Se estou confiante em meu planejamento, eventuais dias não-produtivos não são um problema. Acho até que, em alguma medida, eles fazem parte do próprio planejamento, mesmo que sejam a parte menos desejável. Procuro não ficar ansioso e deixar a mente vagar por outros caminhos. Como um cão fiel, ela retorna mais cedo ou mais tarde para se alimentar e eu posso contê-la por mais uns dias de trabalho.
Quantas vezes você revisa seus textos antes de sentir que eles estão prontos? Você mostra seus trabalhos para outras pessoas antes de publicá-los?
Reviso à exaustão, o que não é muito. Facilmente, canso de ler o que escrevo, e começo a imprudentemente pular trechos inteiros. Mais uma vez o planejamento é crucial aqui. Se estou bem consciente dos passos que dei, não é cansativo procurar por melhorias. Também valorizo e confio no julgamento alheio, de amigos, mas sobretudo de leitores críticos. Eu não escrevo para mim e não acho que nenhum escritor deva se orgulhar do solipsismo. A escrita é um ato coletivo, do início ao final, é o escritor deve ser receptivo a toda crítica, mesmo a mais devastadora. O que não quer dizer que não deva defender seu texto. Porém, ele deve ser sempre colocado à prova.
Como é sua relação com a tecnologia? Você escreve seus primeiros rascunhos à mão ou no computador?
Admiro muito os escritores que ainda se esmeram na caligrafia. Eu martelo teclas.
De onde vêm suas ideias? Há um conjunto de hábitos que você cultiva para se manter criativo?
Nenhum escritor que leia e observe ao seu redor padecerá de escassez de ideias. Ao contrário do que já foi dito, há muito ainda sobre o que escrever. E a cada dia mais temas e questões emergem. O grande desafio é casar o estilo com o objeto.
O que você acha que mudou no seu processo de escrita ao longo dos anos? O que você diria a si mesmo se pudesse voltar à escrita de seus primeiros textos?
Passei a dominar melhor a técnica. Meu romance de estreia, que jamais renegarei, tinha alguns pontos de melhoria, apontados, inclusive, à época, por leitores críticos. Optei por mantê-lo sem grandes alterações, até como um monumento à minha primeira infância literária. Eu não mudaria nada em seu próprio texto, mas fiz e faria diferente nos novos.

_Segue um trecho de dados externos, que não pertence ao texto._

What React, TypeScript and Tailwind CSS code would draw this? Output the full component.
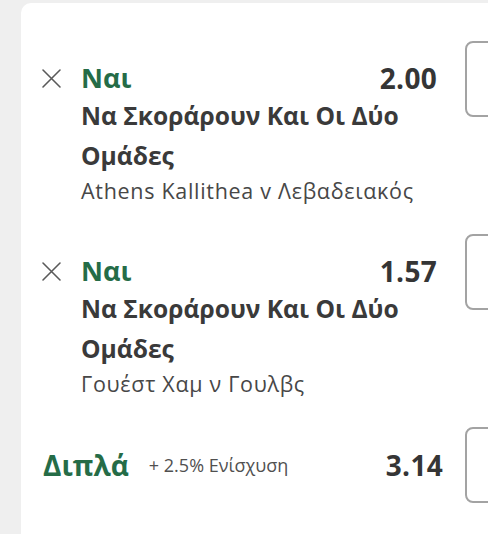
import React from 'react';

type Selection = {
  pick: string;
  market: string[];
  event: string;
  odds: string;
};

const SELECTIONS: Selection[] = [
  { pick: 'Ναι', market: ['Να Σκοράρουν Και Οι Δύο', 'Ομάδες'], event: 'Athens Kallithea v Λεβαδειακός', odds: '2.00' },
  { pick: 'Ναι', market: ['Να Σκοράρουν Και Οι Δύο', 'Ομάδες'], event: 'Γουέστ Χαμ ν Γουλβς', odds: '1.57' },
];

function CloseIcon() {
  return (
    <svg width="21" height="21" viewBox="0 0 21 21" className="shrink-0">
      <path d="M2 2 L19 19 M19 2 L2 19" stroke="#5a5a5a" strokeWidth="1.6" strokeLinecap="round" />
    </svg>
  );
}

function StakeBox() {
  return <div className="w-[60px] h-[76px] shrink-0 rounded-[8px] border-2 border-[#a3a3a3] bg-white" />;
}

function SelectionRow({ sel }: { sel: Selection }) {
  return (
    <div className="flex items-start">
      <div className="w-[424px] shrink-0 pt-[19px]">
        <div className="flex items-center h-[36px]">
          <div className="w-[40px] flex justify-start">
            <CloseIcon />
          </div>
          <div className="flex-1 text-[27px] font-bold text-[#256c47]">{sel.pick}</div>
          <div className="text-[28px] font-bold text-[#353535] pr-[28px] tracking-[0.3px]">{sel.odds}</div>
        </div>
        <div className="pl-[40px]">
          {sel.market.map((line, i) => (
            <div key={i} className="text-[24.6px] leading-[40px] font-bold text-[#3a3a3a]">
              {line}
            </div>
          ))}
          <div className="text-[21.5px] leading-[30px] text-[#474747] tracking-[0.7px]">{sel.event}</div>
        </div>
      </div>
      <StakeBox />
    </div>
  );
}

export default function App() {
  return (
    <div className="w-[488px] h-[534px] overflow-hidden bg-[#efefef] pt-[3px] pl-[21px]" style={{ fontFamily: '"Open Sans", "Noto Sans", sans-serif' }}>
      <div className="w-[520px] h-full bg-white rounded-tl-[10px] pt-[38px] pl-[20px] flex flex-col gap-[28px]">
        {SELECTIONS.map((sel, i) => (
          <SelectionRow key={i} sel={sel} />
        ))}
        <div className="flex items-center">
          <div className="w-[424px] shrink-0 flex items-center">
            <span className="text-[28px] font-bold text-[#256c47] pl-[2px]">Διπλά</span>
            <span className="text-[18px] text-[#505050] ml-[20px]">+ 2.5% Ενίσχυση</span>
            <span className="ml-auto text-[28px] font-bold text-[#353535] pr-[22px] tracking-[0.3px]">3.14</span>
          </div>
          <StakeBox />
        </div>
      </div>
    </div>
  );
}
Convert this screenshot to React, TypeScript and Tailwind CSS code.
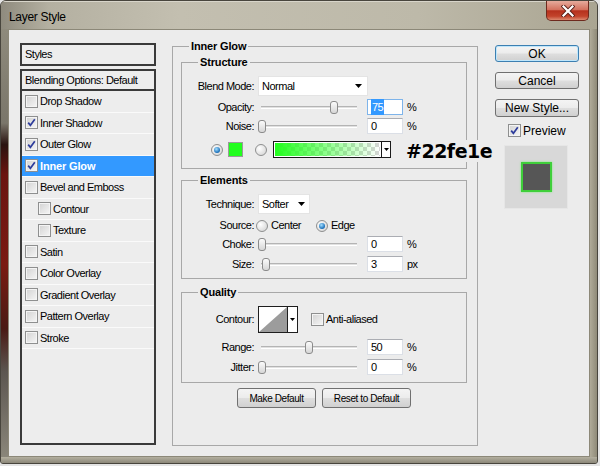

Não vejo mérito algum em acreditar que já se atingiu o pináculo da forma.
Que projeto você gostaria de fazer, mas ainda não começou? Que livro você gostaria de ler e ele ainda não existe?
Quero escrever um romance que seja altamente hilariante com passagens muito tristes, um romance com um personagem bufão, que inspire todo tipo de sentimento contraditório; seria um texto que impactasse o leitor pelo personagem, e não por um grande exercício formal. Nada contra grandes exercícios formais salvo o fato de serem também grandes demonstrações de solipsismo. Quanto ao livro que gostaria de ler e que ainda não existe, eu o revelarei assim que o ler. E passei a procurar pelo próximo.